:: Dataset section
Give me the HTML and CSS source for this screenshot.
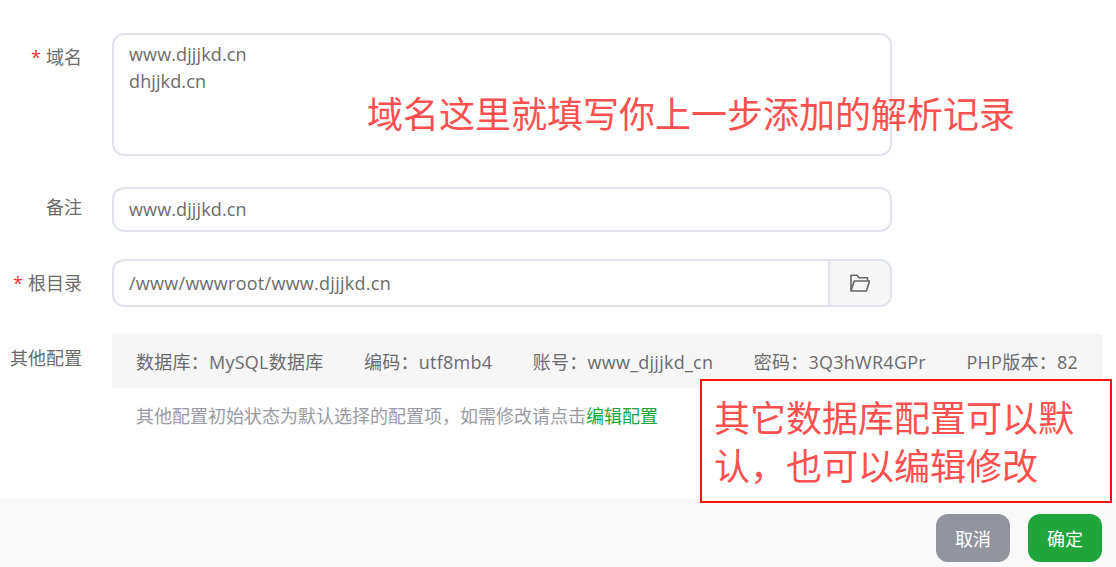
FILE: index.html
```html
<!DOCTYPE html>
<html lang="zh">
<head>
<meta charset="utf-8">
<title>添加站点</title>
<link rel="stylesheet" href="styles.css">
</head>
<body>
<div class="page">
  <form class="form">
    <div class="row row-domain">
      <div class="label label-top"><span class="req">*</span>域名</div>
      <div class="control textarea">www.djjjkd.cn<br>dhjjkd.cn</div>
    </div>
    <div class="row row-note">
      <div class="label label-note">备注</div>
      <div class="control input">www.djjjkd.cn</div>
    </div>
    <div class="row row-root">
      <div class="label label-root"><span class="req">*</span>根目录</div>
      <div class="control group">
        <div class="group-text">/www/wwwroot/www.djjjkd.cn</div>
        <div class="group-btn">
          <svg class="folder" viewBox="0 0 20 18" width="20" height="18" aria-hidden="true">
            <path d="M1 17V1.2h6l2 2.6h8.5V7" fill="none" stroke="#666" stroke-width="1.6" stroke-linejoin="round"/>
            <path d="M1 17h15.5L19.5 7H4.2L1 17z" fill="none" stroke="#666" stroke-width="1.6" stroke-linejoin="round"/>
          </svg>
        </div>
      </div>
    </div>
    <div class="row row-other">
      <div class="label label-other">其他配置</div>
      <div class="other-col">
        <div class="info">
          <span>数据库：MySQL数据库</span>
          <span>编码：utf8mb4</span>
          <span>账号：www_djjjkd_cn</span>
          <span>密码：3Q3hWR4GPr</span>
          <span>PHP版本：82</span>
        </div>
        <p class="hint">其他配置初始状态为默认选择的配置项，如需修改请点击<a class="link">编辑配置</a></p>
      </div>
    </div>
  </form>
  <footer class="footer">
    <button type="button" class="btn btn-cancel">取消</button>
    <button type="button" class="btn btn-ok">确定</button>
  </footer>
  <div class="note-plain">域名这里就填写你上一步添加的解析记录</div>
  <div class="note-box">其它数据库配置可以默认，也可以编辑修改</div>
</div>
</body>
</html>
```
FILE: styles.css
```css
* { box-sizing: border-box; }
html, body { margin: 0; height: 100%; background: #fff; }
body {
  font-family: "Open Sans", "Noto Sans CJK SC", sans-serif;
  font-size: 18px;
  color: #6b6b6b;
  overflow: hidden;
}
.page {
  position: relative;
  width: 1116px;
  height: 567px;
  display: flex;
  flex-direction: column;
  justify-content: space-between;
}
.form {
  display: flex;
  flex-direction: column;
  padding: 33px 14px 0 0;
}
.row { display: flex; }
.row-note { margin-top: 31px; }
.row-root, .row-other { margin-top: 27px; }
.label {
  width: 82px;
  margin-right: 30px;
  flex: none;
  text-align: right;
  line-height: 26px;
  white-space: nowrap;
}
.label-top { padding-top: 11px; }
.label-note { padding-top: 7px; }
.label-root { padding-top: 11px; }
.label-other { padding-top: 11px; }
.req { color: #e33; margin-right: 5px; }
.control {
  width: 780px;
  border: 2px solid #e1e3ea;
  border-radius: 12px;
  background: #fff;
}
.textarea {
  height: 123px;
  padding: 6px 15px;
  line-height: 27px;
  letter-spacing: 0.12px;
}
.input {
  height: 45px;
  padding: 0 15px;
  line-height: 41px;
  letter-spacing: 0.12px;
}
.group { display: flex; height: 48px; }
.group-text { flex: 1; padding: 0 15px; line-height: 44px; letter-spacing: 0.27px; }
.group-btn {
  width: 62px;
  display: flex;
  align-items: center;
  justify-content: center;
  background: #f6f6f7;
  border-left: 2px solid #e1e3ea;
  border-radius: 0 10px 10px 0;
}
.other-col { flex: 1; }
.info {
  height: 54px;
  padding: 0 24px;
  background: #f6f6f7;
  display: flex;
  justify-content: space-between;
  align-items: center;
  white-space: nowrap;
  letter-spacing: 0.25px;
}
.hint {
  margin: 15px 0 0;
  padding-left: 24px;
  color: #999ba3;
  line-height: 26px;
}
.link { color: #20a53a; }
.footer {
  height: 68px;
  padding: 15px 14px 5px 0;
  background: #f9f9f9;
  display: flex;
  justify-content: flex-end;
  gap: 18px;
}
.btn {
  width: 74px;
  height: 48px;
  border: 0;
  border-radius: 12px;
  color: #fff;
  font-family: inherit;
  font-size: 18px;
  padding: 0;
}
.btn-cancel { background: #92959e; }
.btn-ok { background: #20a53a; }
.note-plain {
  position: absolute;
  left: 367px;
  top: 89px;
  font-size: 36px;
  line-height: 52px;
  color: #ff5050;
  white-space: nowrap;
}
.note-box {
  position: absolute;
  left: 700px;
  top: 379px;
  width: 412px;
  height: 124px;
  padding: 14px 12px;
  border: 2px solid #f11;
  background: #fff;
  font-size: 36px;
  line-height: 48px;
  color: #ff5050;
}
```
::::
Objective: Print the complete listing exactly, apart from any pictures.

Problem solution:
Give me the HTML and CSS source for this screenshot.
FILE: index.html
```html
<!DOCTYPE html>
<html lang="zh">
<head>
<meta charset="utf-8">
<title>添加站点</title>
<link rel="stylesheet" href="styles.css">
</head>
<body>
<div class="page">
  <form class="form">
    <div class="row row-domain">
      <div class="label label-top"><span class="req">*</span>域名</div>
      <div class="control textarea">www.djjjkd.cn<br>dhjjkd.cn</div>
    </div>
    <div class="row row-note">
      <div class="label label-note">备注</div>
      <div class="control input">www.djjjkd.cn</div>
    </div>
    <div class="row row-root">
      <div class="label label-root"><span class="req">*</span>根目录</div>
      <div class="control group">
        <div class="group-text">/www/wwwroot/www.djjjkd.cn</div>
        <div class="group-btn">
          <svg class="folder" viewBox="0 0 20 18" width="20" height="18" aria-hidden="true">
            <path d="M1 17V1.2h6l2 2.6h8.5V7" fill="none" stroke="#666" stroke-width="1.6" stroke-linejoin="round"/>
            <path d="M1 17h15.5L19.5 7H4.2L1 17z" fill="none" stroke="#666" stroke-width="1.6" stroke-linejoin="round"/>
          </svg>
        </div>
      </div>
    </div>
    <div class="row row-other">
      <div class="label label-other">其他配置</div>
      <div class="other-col">
        <div class="info">
          <span>数据库：MySQL数据库</span>
          <span>编码：utf8mb4</span>
          <span>账号：www_djjjkd_cn</span>
          <span>密码：3Q3hWR4GPr</span>
          <span>PHP版本：82</span>
        </div>
        <p class="hint">其他配置初始状态为默认选择的配置项，如需修改请点击<a class="link">编辑配置</a></p>
      </div>
    </div>
  </form>
  <footer class="footer">
    <button type="button" class="btn btn-cancel">取消</button>
    <button type="button" class="btn btn-ok">确定</button>
  </footer>
  <div class="note-plain">域名这里就填写你上一步添加的解析记录</div>
  <div class="note-box">其它数据库配置可以默认，也可以编辑修改</div>
</div>
</body>
</html>
```
FILE: styles.css
```css
* { box-sizing: border-box; }
html, body { margin: 0; height: 100%; background: #fff; }
body {
  font-family: "Open Sans", "Noto Sans CJK SC", sans-serif;
  font-size: 18px;
  color: #6b6b6b;
  overflow: hidden;
}
.page {
  position: relative;
  width: 1116px;
  height: 567px;
  display: flex;
  flex-direction: column;
  justify-content: space-between;
}
.form {
  display: flex;
  flex-direction: column;
  padding: 33px 14px 0 0;
}
.row { display: flex; }
.row-note { margin-top: 31px; }
.row-root, .row-other { margin-top: 27px; }
.label {
  width: 82px;
  margin-right: 30px;
  flex: none;
  text-align: right;
  line-height: 26px;
  white-space: nowrap;
}
.label-top { padding-top: 11px; }
.label-note { padding-top: 7px; }
.label-root { padding-top: 11px; }
.label-other { padding-top: 11px; }
.req { color: #e33; margin-right: 5px; }
.control {
  width: 780px;
  border: 2px solid #e1e3ea;
  border-radius: 12px;
  background: #fff;
}
.textarea {
  height: 123px;
  padding: 6px 15px;
  line-height: 27px;
  letter-spacing: 0.12px;
}
.input {
  height: 45px;
  padding: 0 15px;
  line-height: 41px;
  letter-spacing: 0.12px;
}
.group { display: flex; height: 48px; }
.group-text { flex: 1; padding: 0 15px; line-height: 44px; letter-spacing: 0.27px; }
.group-btn {
  width: 62px;
  display: flex;
  align-items: center;
  justify-content: center;
  background: #f6f6f7;
  border-left: 2px solid #e1e3ea;
  border-radius: 0 10px 10px 0;
}
.other-col { flex: 1; }
.info {
  height: 54px;
  padding: 0 24px;
  background: #f6f6f7;
  display: flex;
  justify-content: space-between;
  align-items: center;
  white-space: nowrap;
  letter-spacing: 0.25px;
}
.hint {
  margin: 15px 0 0;
  padding-left: 24px;
  color: #999ba3;
  line-height: 26px;
}
.link { color: #20a53a; }
.footer {
  height: 68px;
  padding: 15px 14px 5px 0;
  background: #f9f9f9;
  display: flex;
  justify-content: flex-end;
  gap: 18px;
}
.btn {
  width: 74px;
  height: 48px;
  border: 0;
  border-radius: 12px;
  color: #fff;
  font-family: inherit;
  font-size: 18px;
  padding: 0;
}
.btn-cancel { background: #92959e; }
.btn-ok { background: #20a53a; }
.note-plain {
  position: absolute;
  left: 367px;
  top: 89px;
  font-size: 36px;
  line-height: 52px;
  color: #ff5050;
  white-space: nowrap;
}
.note-box {
  position: absolute;
  left: 700px;
  top: 379px;
  width: 412px;
  height: 124px;
  padding: 14px 12px;
  border: 2px solid #f11;
  background: #fff;
  font-size: 36px;
  line-height: 48px;
  color: #ff5050;
}
```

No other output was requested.